# Work instructions:
Return, without pictures, the lines from the start of the data through the one that contains "</style></head><body>".
-*-*-
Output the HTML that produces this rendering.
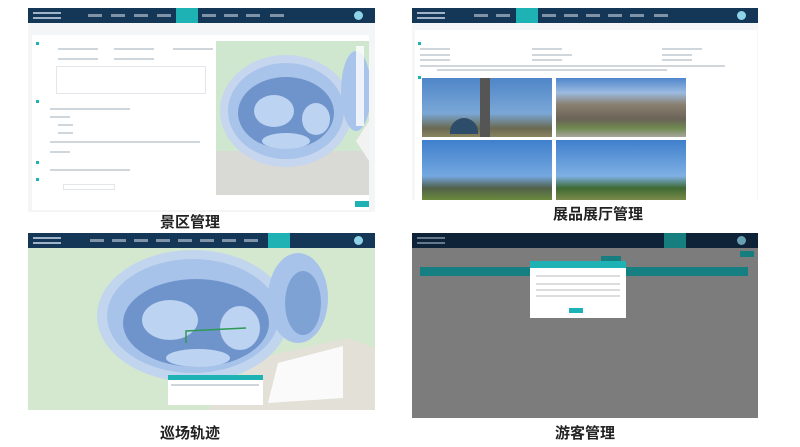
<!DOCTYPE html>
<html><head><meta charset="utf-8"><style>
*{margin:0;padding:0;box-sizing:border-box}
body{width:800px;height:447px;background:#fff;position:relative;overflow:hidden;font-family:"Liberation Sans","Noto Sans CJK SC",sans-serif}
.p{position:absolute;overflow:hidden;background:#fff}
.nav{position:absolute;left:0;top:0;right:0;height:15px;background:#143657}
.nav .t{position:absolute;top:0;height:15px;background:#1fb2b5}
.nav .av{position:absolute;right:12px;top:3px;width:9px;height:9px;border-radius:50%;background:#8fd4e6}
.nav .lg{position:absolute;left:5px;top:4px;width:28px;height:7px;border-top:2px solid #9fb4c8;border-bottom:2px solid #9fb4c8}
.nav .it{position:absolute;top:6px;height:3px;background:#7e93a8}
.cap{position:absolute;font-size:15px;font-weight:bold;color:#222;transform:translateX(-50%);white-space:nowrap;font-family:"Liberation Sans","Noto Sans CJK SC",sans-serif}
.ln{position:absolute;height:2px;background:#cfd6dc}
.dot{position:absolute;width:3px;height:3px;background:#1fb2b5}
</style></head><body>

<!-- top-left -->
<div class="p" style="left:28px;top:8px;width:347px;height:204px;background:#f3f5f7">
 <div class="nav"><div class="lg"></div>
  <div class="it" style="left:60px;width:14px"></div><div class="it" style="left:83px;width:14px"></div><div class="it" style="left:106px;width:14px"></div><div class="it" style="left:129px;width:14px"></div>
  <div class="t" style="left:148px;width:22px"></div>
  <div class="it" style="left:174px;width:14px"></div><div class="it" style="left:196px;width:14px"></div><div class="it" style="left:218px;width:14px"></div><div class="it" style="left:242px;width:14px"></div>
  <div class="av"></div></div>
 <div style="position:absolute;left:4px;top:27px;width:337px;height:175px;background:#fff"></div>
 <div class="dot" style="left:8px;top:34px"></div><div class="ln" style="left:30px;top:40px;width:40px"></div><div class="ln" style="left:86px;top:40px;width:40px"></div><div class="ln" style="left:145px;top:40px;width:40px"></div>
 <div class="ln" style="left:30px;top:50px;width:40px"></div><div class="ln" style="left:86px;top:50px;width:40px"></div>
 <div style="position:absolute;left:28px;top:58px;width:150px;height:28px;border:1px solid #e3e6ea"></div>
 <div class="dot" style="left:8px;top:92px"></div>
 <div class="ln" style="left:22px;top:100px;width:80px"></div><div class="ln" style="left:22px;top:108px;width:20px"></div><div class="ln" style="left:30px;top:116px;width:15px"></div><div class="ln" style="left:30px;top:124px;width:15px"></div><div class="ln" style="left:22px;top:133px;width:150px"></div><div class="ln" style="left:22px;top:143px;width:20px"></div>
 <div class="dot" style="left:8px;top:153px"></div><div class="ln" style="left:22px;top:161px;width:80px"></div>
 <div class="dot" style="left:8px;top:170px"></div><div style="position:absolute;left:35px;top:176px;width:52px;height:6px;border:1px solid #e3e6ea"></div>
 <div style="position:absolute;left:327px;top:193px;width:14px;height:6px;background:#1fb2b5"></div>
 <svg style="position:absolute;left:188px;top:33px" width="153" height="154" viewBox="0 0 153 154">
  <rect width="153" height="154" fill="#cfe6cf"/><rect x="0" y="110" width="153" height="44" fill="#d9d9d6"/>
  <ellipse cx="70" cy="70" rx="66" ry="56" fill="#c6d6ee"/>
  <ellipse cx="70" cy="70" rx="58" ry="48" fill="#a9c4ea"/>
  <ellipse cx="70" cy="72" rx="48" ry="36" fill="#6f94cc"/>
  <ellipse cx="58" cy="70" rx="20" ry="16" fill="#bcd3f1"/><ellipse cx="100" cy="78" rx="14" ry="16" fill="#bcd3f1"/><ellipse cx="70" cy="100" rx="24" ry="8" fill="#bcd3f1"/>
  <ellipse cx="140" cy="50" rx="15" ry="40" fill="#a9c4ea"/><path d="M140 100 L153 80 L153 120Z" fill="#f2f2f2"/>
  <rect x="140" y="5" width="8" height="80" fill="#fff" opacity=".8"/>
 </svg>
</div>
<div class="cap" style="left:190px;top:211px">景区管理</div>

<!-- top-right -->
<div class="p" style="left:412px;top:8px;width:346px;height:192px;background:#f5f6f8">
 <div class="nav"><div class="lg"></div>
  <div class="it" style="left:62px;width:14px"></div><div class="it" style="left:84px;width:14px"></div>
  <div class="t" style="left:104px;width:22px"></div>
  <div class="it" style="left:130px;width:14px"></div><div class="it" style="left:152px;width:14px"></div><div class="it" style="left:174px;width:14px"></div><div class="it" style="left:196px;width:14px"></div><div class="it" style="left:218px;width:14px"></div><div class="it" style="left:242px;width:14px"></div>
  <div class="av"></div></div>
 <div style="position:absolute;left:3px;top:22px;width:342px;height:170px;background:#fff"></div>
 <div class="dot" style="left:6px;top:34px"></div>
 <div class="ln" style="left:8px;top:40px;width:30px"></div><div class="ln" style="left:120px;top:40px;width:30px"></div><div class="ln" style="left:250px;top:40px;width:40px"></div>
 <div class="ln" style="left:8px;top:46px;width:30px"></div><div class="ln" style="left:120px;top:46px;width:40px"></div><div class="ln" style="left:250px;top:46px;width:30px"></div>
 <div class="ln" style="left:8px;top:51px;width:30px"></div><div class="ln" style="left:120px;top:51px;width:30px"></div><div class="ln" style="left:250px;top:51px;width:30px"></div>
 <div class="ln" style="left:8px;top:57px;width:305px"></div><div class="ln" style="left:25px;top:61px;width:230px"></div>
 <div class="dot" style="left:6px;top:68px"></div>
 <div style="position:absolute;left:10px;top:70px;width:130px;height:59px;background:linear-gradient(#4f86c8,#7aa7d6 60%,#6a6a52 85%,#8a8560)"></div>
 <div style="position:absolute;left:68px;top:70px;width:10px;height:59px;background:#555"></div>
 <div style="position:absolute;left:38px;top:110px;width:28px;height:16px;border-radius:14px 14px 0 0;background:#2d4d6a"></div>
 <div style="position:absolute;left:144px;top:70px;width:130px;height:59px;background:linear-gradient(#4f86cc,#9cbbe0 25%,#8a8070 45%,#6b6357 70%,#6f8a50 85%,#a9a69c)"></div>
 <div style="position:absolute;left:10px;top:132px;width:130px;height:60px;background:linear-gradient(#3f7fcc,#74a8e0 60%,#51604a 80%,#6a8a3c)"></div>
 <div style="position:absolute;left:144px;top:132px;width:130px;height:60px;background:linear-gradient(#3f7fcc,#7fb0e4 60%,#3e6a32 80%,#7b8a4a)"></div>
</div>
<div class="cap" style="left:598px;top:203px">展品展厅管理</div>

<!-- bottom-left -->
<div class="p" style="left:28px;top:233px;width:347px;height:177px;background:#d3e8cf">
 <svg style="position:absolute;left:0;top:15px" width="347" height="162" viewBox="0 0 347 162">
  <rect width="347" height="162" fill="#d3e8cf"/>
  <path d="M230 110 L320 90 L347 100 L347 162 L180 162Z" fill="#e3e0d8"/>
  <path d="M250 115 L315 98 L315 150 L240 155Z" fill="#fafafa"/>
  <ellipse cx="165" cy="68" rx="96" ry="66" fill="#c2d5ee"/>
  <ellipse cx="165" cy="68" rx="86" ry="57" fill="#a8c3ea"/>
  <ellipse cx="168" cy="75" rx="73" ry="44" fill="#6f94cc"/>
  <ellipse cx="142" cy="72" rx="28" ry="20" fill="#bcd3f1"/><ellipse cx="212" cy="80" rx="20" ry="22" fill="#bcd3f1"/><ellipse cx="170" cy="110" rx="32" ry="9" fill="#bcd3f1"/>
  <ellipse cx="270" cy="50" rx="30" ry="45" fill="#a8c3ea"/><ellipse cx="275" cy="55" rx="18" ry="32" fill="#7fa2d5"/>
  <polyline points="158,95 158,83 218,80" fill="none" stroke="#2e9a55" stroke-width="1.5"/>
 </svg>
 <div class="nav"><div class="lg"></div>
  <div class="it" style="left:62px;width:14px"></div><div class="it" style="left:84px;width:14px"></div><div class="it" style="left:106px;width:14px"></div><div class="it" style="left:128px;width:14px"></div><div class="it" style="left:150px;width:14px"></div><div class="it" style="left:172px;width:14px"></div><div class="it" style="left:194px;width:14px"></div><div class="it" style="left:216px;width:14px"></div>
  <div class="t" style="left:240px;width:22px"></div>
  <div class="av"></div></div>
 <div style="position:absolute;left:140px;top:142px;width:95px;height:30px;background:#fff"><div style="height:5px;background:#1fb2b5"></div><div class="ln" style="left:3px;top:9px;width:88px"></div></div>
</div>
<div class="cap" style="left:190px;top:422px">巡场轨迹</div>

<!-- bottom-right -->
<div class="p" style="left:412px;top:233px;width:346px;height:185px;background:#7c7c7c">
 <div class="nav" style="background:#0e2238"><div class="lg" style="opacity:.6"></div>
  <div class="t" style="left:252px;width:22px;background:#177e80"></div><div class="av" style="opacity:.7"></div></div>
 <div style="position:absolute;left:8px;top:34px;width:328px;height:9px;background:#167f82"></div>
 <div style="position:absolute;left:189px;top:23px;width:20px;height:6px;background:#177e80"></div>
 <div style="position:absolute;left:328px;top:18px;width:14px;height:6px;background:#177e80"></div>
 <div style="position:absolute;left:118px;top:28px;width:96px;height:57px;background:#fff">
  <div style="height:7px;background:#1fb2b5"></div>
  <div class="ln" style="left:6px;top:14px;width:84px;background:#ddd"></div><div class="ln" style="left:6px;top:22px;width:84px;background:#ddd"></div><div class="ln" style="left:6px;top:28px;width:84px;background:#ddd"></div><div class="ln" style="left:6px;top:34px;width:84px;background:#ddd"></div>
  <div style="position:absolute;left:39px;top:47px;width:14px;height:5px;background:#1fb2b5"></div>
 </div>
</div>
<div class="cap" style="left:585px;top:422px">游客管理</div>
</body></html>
-*-*-
# Output of the task:
Output the HTML that produces this rendering.
<!DOCTYPE html>
<html><head><meta charset="utf-8"><style>
*{margin:0;padding:0;box-sizing:border-box}
body{width:800px;height:447px;background:#fff;position:relative;overflow:hidden;font-family:"Liberation Sans","Noto Sans CJK SC",sans-serif}
.p{position:absolute;overflow:hidden;background:#fff}
.nav{position:absolute;left:0;top:0;right:0;height:15px;background:#143657}
.nav .t{position:absolute;top:0;height:15px;background:#1fb2b5}
.nav .av{position:absolute;right:12px;top:3px;width:9px;height:9px;border-radius:50%;background:#8fd4e6}
.nav .lg{position:absolute;left:5px;top:4px;width:28px;height:7px;border-top:2px solid #9fb4c8;border-bottom:2px solid #9fb4c8}
.nav .it{position:absolute;top:6px;height:3px;background:#7e93a8}
.cap{position:absolute;font-size:15px;font-weight:bold;color:#222;transform:translateX(-50%);white-space:nowrap;font-family:"Liberation Sans","Noto Sans CJK SC",sans-serif}
.ln{position:absolute;height:2px;background:#cfd6dc}
.dot{position:absolute;width:3px;height:3px;background:#1fb2b5}
</style></head><body>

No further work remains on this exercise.